Massachusetts, like Connecticut, has long boasted top-performing public schools (“Massachusetts Is Like Connecticut, But Does a Better Job Educating the Poor,” Dec. 11, 2017). Students in both states scored at or near the top on national tests before the start of high-stakes testing. But then, as now, there have been huge differences in academic outcomes linked to race, income, language and disability. These gaps mirror the two states’ large (and growing) gaps in wealth and opportunity, as well as glaring inequities in school funding between rich and poor districts.

In 1993, under pressure from a lawsuit, Massachusetts legislators passed the Education Reform Act to address historic inequitable funding. The money reduced severe funding disparities. It enabled schools to hire more teachers and reduce class sizes, making a real difference in opportunity to learn. But over the years, funding has not kept pace with needs.  In recent years, test scores have flattened on the National Assessment of Educational Progress (NAEP). In 2015, a state commission concluded Massachusetts is underfunding schools by at least $2 billion a year.

Racial justice, educational excellence and equity are critically important goals. The record shows Massachusetts’ top-down, test-and-punish playbook has not helped achieve them. For example, the state’s steadily growing population of English language learners lags far behind other students in test results and graduation rates. For ELLs, the state ranks 19th in eighth grade reading and 10th in math.

Massachusetts’ education leaders acknowledge the failure of the system to achieve educational equity. Former Massachusetts Education Secretary Paul Reville recently conceded that the state’s poorest students are still left behind. “We should work at continuing to improve schools,” but “despite our best efforts, we haven’t been able to erase that correlation” between family income and student achievement.

Test-driven schooling is part of the problem. National surveys show most Americans think there is too much focus on standardized testing. One recent poll by Phi Delta Kappan magazine found “little support for standardized testing in contrast to the deep interest in testing by policy makers.” The overuse and misuse of standardized testing has done real damage to educational quality and equity. It has narrowed and dumbed down curriculum, driving out much of what people want children to learn and experience, and creating a joyless atmosphere of anxiety and fear that inhibits learning.

Rather than follow Massachusetts’ lead and impose more tests, Connecticut should implement an assessment system using projects and portfolios that promote and measure deeper, broader learning. As a first step, communities, including educators, parents and students themselves, should discuss what they want schools to accomplish. Then educators, given sufficient time and support, can develop and use assessments to achieve those ends.

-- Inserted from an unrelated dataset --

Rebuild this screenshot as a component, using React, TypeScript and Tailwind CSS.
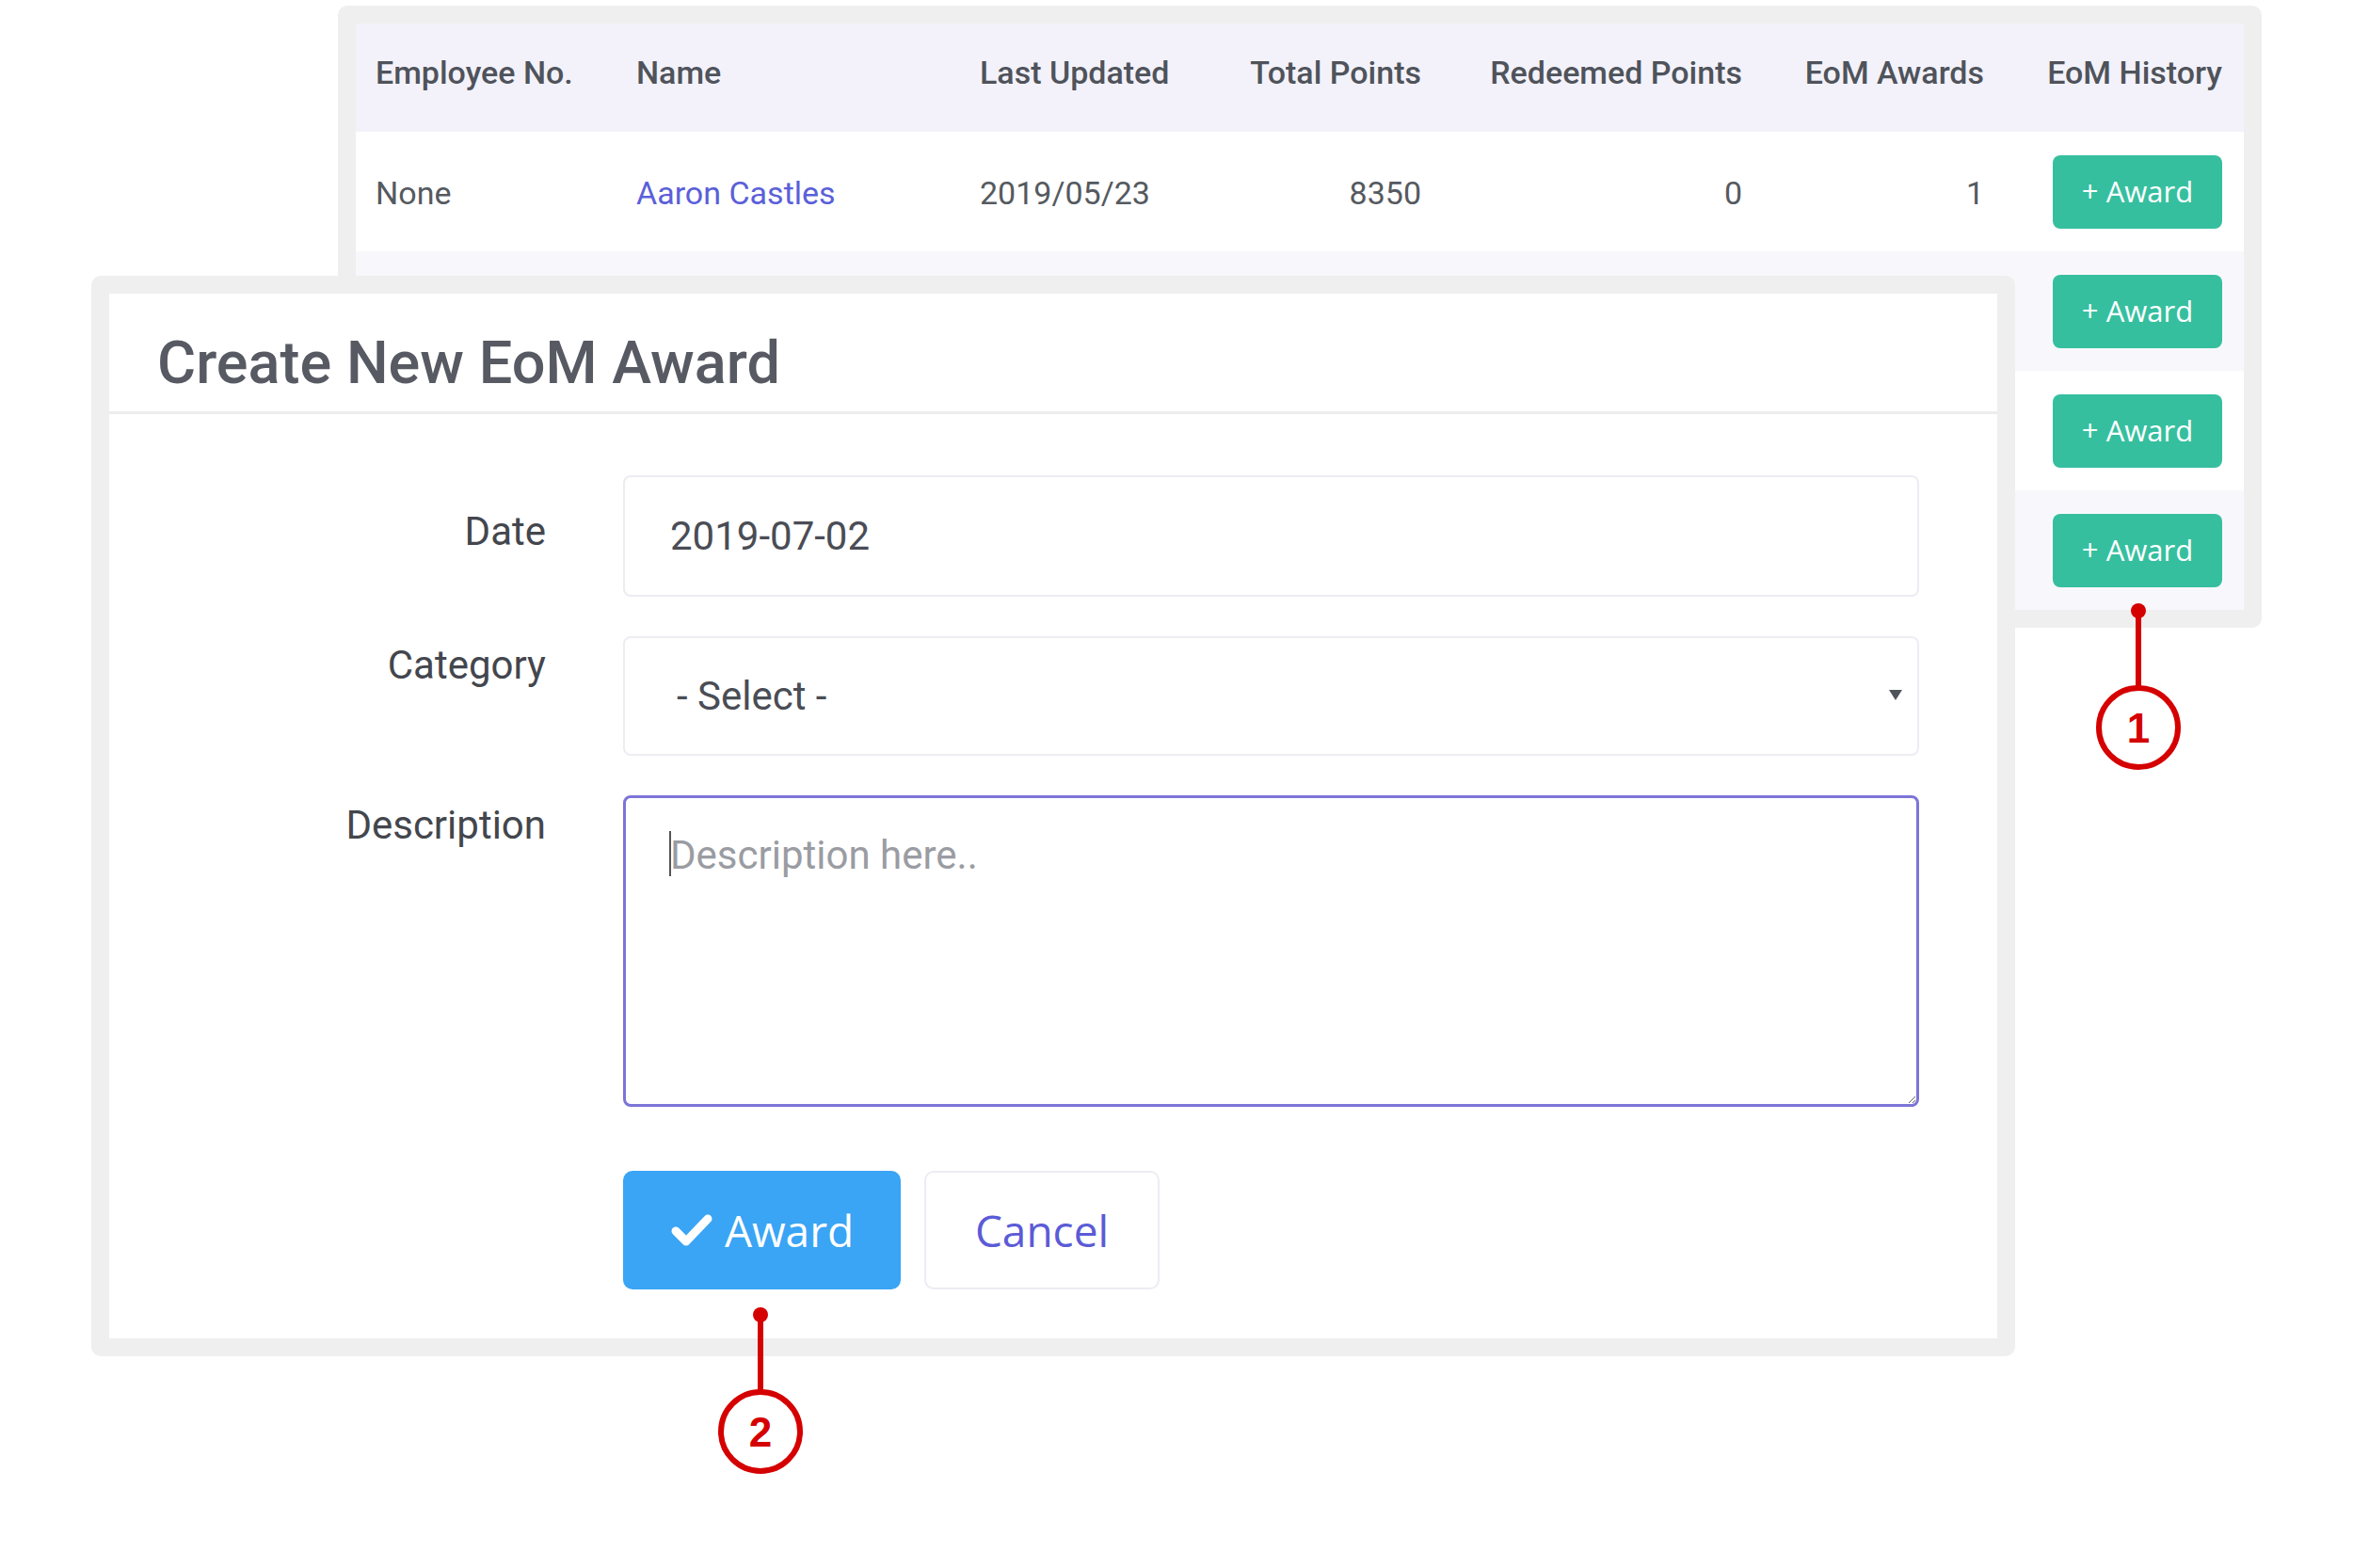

Surveys of public attitudes over time show a consensus about what we want our children to get out of school. Consistently, people say they want children to learn basic skills and critical thinking. But they also want them to make friends and learn how to get along with different kinds of people, to develop a lifelong love of learning and learn how to collaborate, cooperate and resolve conflicts. Parents and community members want children to be exposed to art, music and literature. At best, standardized tests do a weak job of measuring “basic skills” and don’t assess these other goals at all. No one ever says they send their child to school to learn how to take standardized tests in math and reading.

There are good examples of assessment alternatives in New England and nationally. Half of New Hampshire school districts are replacing standardized tests in most grades with local, teacher-made performance assessments. The Massachusetts Consortium for Innovative Education Assessment (MCIEA) is working on a new accountability model based on what individual communities want to know about the quality of their schools. Test scores best predict wealth; MCIEA’s model that includes additional indicators breaks that link.

Then there’s the New York Performance Standards Consortium of 38 public high schools. Rather than endure high-stakes testing, they won waivers from four of the five state standardized graduation exams. This freed them from the demand to focus on test prep and allowed them to put their energies toward developing engaging, in-depth learning. By focusing on projects and performance assessments instead of standardized tests, they have improved graduation rates, college attendance, and college persistence for low-income urban youth.

Isn’t it time to listen to 25 years of evidence showing that test-based accountability systems are perpetuating a “charade,” as Harvard Professor Daniel Koretz calls it? Connecticut should look at the evidence and forge a different path.

Lisa Guisbond is an analyst for the National Center for Fair & Open Testing (FairTest) in Boston, Massachusetts.